For every line in the data below that contains "React", copy the line.

= = = =

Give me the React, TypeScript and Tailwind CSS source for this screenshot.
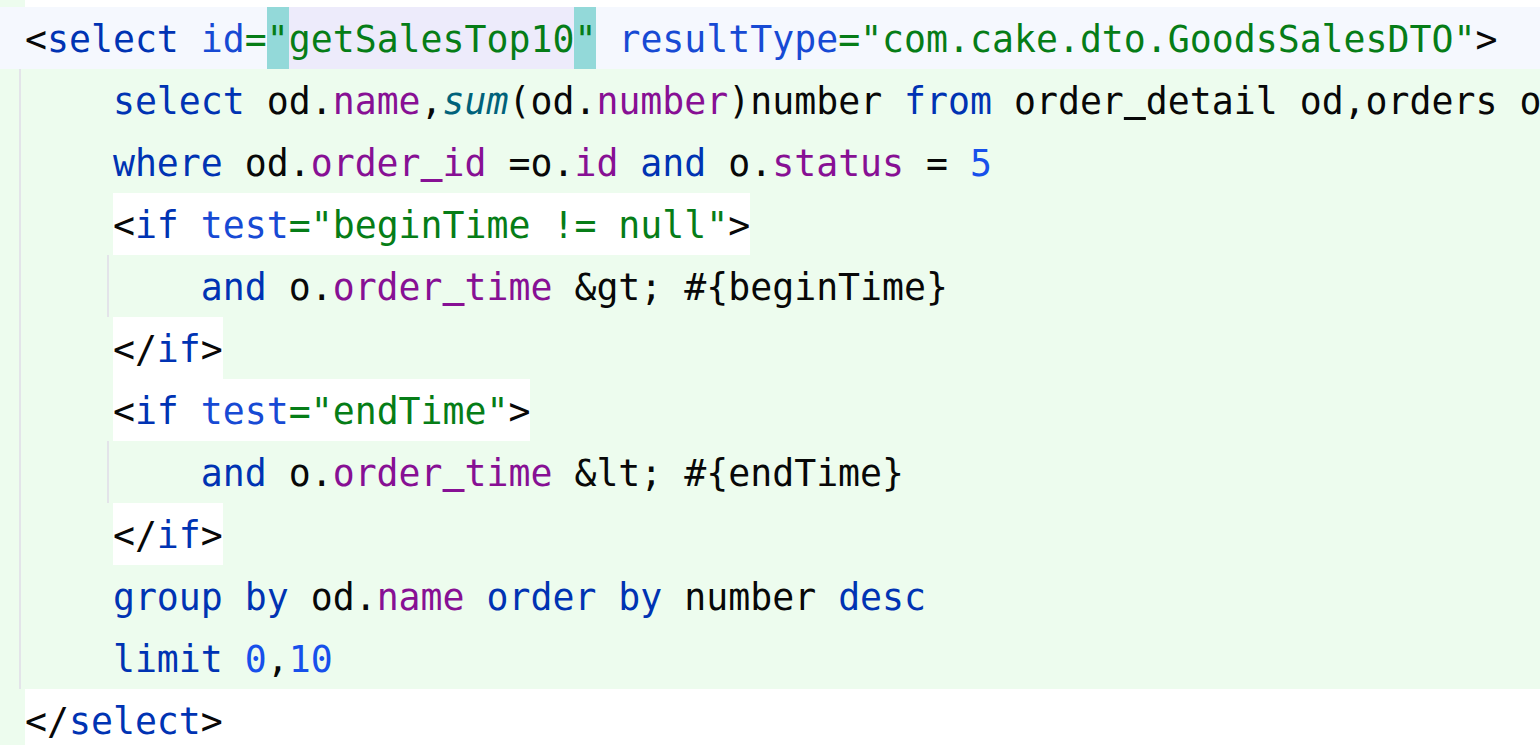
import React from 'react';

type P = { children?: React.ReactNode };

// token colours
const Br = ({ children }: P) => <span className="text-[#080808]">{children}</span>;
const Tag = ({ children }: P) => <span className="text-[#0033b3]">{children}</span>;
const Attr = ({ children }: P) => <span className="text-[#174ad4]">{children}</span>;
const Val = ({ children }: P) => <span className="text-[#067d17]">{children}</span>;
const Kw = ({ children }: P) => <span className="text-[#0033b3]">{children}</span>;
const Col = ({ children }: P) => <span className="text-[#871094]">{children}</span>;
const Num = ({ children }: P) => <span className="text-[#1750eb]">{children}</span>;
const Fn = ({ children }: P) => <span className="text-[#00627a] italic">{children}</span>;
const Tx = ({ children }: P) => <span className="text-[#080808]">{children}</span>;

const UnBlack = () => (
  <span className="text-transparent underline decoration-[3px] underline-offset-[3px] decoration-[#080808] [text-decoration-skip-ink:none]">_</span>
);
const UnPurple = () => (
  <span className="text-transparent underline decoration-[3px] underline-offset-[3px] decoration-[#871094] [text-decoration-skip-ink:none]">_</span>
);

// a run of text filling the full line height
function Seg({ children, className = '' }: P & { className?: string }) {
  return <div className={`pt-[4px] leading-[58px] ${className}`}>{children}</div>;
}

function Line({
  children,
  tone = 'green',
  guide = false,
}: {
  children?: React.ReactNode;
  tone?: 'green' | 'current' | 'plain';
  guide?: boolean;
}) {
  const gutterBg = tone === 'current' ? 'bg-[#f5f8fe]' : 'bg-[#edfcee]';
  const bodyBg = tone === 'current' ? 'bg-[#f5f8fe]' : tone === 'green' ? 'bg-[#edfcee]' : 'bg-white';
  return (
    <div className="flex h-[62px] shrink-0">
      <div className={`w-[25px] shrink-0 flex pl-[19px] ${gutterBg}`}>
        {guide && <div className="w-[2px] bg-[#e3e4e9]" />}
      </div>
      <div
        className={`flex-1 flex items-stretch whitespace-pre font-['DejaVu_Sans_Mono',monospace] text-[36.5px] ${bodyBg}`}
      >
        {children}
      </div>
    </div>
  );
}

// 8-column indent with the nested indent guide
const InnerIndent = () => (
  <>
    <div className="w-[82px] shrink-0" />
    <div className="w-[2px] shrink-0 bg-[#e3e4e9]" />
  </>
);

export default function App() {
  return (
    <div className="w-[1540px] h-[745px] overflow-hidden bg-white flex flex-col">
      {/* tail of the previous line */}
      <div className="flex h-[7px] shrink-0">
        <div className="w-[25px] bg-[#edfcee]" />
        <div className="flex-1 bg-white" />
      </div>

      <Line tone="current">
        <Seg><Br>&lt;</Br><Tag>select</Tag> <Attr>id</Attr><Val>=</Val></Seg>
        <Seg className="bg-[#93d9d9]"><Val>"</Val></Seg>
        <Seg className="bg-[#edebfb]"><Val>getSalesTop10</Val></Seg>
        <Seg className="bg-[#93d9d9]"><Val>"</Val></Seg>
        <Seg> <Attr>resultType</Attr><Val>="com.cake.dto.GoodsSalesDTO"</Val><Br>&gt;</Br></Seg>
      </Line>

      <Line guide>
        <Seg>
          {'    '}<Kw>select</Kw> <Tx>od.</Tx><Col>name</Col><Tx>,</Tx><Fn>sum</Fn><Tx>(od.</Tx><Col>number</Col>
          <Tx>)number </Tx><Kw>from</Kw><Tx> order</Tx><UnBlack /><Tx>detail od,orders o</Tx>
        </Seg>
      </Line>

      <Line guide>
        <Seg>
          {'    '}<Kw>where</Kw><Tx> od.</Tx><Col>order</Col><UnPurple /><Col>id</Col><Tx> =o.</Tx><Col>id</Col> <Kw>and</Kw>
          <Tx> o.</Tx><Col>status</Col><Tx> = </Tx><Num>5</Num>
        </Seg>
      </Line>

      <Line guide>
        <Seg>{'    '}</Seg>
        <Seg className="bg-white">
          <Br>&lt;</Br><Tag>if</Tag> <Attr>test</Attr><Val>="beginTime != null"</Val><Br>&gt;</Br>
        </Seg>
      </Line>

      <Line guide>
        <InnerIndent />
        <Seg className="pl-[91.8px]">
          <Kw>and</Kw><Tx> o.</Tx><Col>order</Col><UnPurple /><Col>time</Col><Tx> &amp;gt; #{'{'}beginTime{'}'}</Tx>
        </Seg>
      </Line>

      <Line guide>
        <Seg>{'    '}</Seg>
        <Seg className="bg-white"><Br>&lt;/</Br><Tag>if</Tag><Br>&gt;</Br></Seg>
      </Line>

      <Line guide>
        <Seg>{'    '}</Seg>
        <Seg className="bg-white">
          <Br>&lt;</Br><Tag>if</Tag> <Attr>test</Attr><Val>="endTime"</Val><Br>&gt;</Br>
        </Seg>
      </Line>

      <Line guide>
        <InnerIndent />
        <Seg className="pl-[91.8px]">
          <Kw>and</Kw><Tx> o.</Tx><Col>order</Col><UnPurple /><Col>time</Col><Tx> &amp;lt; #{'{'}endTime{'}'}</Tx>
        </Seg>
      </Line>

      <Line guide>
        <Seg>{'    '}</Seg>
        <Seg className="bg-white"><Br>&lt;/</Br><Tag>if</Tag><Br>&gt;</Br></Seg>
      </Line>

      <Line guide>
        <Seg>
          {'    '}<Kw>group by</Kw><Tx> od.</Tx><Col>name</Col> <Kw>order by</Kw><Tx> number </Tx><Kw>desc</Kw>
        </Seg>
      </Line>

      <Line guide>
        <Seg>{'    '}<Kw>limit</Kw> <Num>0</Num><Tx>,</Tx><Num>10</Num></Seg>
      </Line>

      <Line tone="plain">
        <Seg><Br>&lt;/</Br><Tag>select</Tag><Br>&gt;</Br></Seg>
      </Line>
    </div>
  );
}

= = = =

- Correct output:
Give me the React, TypeScript and Tailwind CSS source for this screenshot.
import React from 'react';
type P = { children?: React.ReactNode };
  children?: React.ReactNode;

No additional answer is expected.